Yes, it's the nerdiest thing ever. But, yeah, JSP. I thin Shaun of the Dead is having a cultural impact alright!
Great great review, Stan.
Thanks, Shark!
What kind of school IS this?
And how do I enroll?
Was this what you were referring to on Hoth?
"Group 7 & 8 will stay behind the flat(?) speeders. As soon as the transporter is loaded, evacuation control will give clearance for immediate launch."
"Yes sir."
I had trouble transcribing because a whooshing ship sound overwhelms his first sentence.
That's TOTALLY it. Even reading it, and then scrolling back up to Comment, I've completely forgotten it.
It was seriously HUNDREDS of viewings in before my roommate in college (Beaker), putting down the bong, was like, "Wait a second, I've never seen that shit before!" And we rewound and marveled at this heretofore undiscovered, hiding-in-plain sight incredibly lame, useless scene.
It's almost feels like it's there by design. An Anti-Scene meant to give you a window to talk about how Admiral Ozzel was really more stupid than clumsy.
Speaking of background actors, the best background reaction EVER is in that Ozzel choke scene.

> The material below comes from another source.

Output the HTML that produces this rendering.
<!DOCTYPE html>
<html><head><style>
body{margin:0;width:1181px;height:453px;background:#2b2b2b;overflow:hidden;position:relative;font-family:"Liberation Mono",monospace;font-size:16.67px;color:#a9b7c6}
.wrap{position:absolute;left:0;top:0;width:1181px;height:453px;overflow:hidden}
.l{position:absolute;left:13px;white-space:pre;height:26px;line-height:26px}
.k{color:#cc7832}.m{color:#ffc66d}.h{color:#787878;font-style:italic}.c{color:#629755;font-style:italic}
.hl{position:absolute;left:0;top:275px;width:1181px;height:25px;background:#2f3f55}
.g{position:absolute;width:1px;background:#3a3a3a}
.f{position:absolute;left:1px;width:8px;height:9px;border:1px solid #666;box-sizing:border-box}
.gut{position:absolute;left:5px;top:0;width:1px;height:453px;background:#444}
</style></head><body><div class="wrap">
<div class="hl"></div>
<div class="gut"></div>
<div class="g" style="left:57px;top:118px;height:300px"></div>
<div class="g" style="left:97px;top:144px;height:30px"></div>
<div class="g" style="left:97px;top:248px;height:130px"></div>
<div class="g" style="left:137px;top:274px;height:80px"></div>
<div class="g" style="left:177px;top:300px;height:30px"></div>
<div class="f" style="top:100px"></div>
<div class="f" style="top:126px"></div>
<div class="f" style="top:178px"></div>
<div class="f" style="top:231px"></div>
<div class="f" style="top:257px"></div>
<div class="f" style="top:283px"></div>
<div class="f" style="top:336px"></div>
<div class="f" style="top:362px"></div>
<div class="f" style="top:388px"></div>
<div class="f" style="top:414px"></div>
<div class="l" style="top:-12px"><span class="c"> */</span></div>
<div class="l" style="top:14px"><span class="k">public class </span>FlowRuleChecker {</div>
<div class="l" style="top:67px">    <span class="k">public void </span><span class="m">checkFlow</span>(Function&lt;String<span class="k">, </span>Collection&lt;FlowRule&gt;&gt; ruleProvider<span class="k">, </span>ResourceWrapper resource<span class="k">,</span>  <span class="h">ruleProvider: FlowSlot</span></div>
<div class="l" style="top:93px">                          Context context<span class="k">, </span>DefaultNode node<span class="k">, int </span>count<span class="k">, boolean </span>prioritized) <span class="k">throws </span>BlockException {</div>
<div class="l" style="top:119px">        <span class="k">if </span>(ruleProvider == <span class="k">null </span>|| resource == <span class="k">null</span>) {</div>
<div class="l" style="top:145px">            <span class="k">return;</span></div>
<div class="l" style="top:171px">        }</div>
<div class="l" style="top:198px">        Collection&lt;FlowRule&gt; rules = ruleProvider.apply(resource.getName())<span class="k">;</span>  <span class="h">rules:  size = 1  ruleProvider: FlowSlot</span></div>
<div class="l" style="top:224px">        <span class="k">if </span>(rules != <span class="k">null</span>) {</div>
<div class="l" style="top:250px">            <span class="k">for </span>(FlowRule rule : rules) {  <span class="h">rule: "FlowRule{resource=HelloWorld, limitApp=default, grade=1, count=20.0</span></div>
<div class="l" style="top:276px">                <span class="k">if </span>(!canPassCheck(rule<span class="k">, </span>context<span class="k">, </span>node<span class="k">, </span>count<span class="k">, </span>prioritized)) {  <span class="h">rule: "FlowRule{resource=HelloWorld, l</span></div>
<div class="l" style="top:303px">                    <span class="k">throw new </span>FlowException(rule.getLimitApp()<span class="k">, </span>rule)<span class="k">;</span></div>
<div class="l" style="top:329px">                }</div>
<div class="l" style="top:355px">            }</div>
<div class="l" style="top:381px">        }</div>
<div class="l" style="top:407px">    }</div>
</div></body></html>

Watch the guy at the console behind everybody. Ozzel steps up, chokes, Piette steps in, gets promoted, and Ozzel falls. Ozzel's impact on the ground is what gets that other guy's attention, he looks down, then up at the screen with Vader on it, his eyes go wide as he understands now EXACTLY what just happened ("Oh fuck, I see what's going on here") and he turns immediately back to his work.
Layers.
Excellent review as always, Mr. Stan! You've motivated me to see Shaun of the Dead again.
I read it again and forgot each syllable after prounouncing the last one. Here is my challenge: read it, turn around and restate it without reading looking. You get 3 tries.

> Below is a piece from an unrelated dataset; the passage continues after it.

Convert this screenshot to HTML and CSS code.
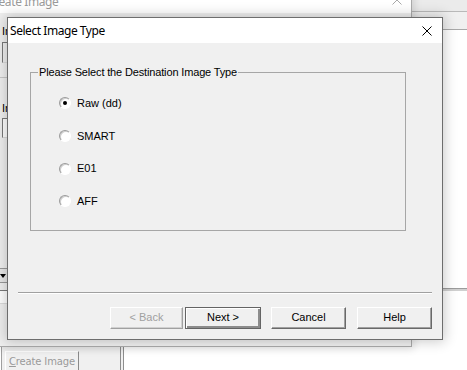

"Group 7 & 8 will stay behind the flat speeders. As soon as the transporter is loaded, evacuation control will give clearance for immediate launch."
The funny thing is that one guy walks off in the middle. He's just that bored.
I just tried it, and I can't stop laughing because it's impossible! Even staring right at the paragraph, the words just start to lose all meaning.
Excellent work on the transcription; I don't know how you got through it.
When Luke complains about how little cash he's getting for h's getting for his landspeeder, he says it's because they haven't been in demand since the "XP-38s" have come out. I always liked the idea that the stormtroopers were discussing the XP-38 too.
But they're not. According to Wookiepedia, the VT-16 (or BT-16) is a droid, the spidery-looking kind like the one that freaks out 3PO as he enters Jabba's Palace. Whatever.
Anyway, Stan, loved this review. I kind of never thought of it that way, that the real zombie movie is happening to other people.
Octo, that's a fascinating point - I never really examined that bit of inane dialogue. Of COURSE Luke is driving a beat-up piece of shit as a blue-collar farm boy.
If I could sell my 1982 S-10 Chevy pickup for 2000 Imperial credits, while competing against the fact that there's a Ford F-150 landspeeder out there that BLOWS AWAY the XP-38, then I'd pretty much take what I could get. And talk about it in exactly the way he does.
There's the next rallying haiku topic: Inane Star Wars Dialogue.
Anyway, glad you enjoyed the review. As always, it's quality, not quantity. Which is to say 3 reviews in October.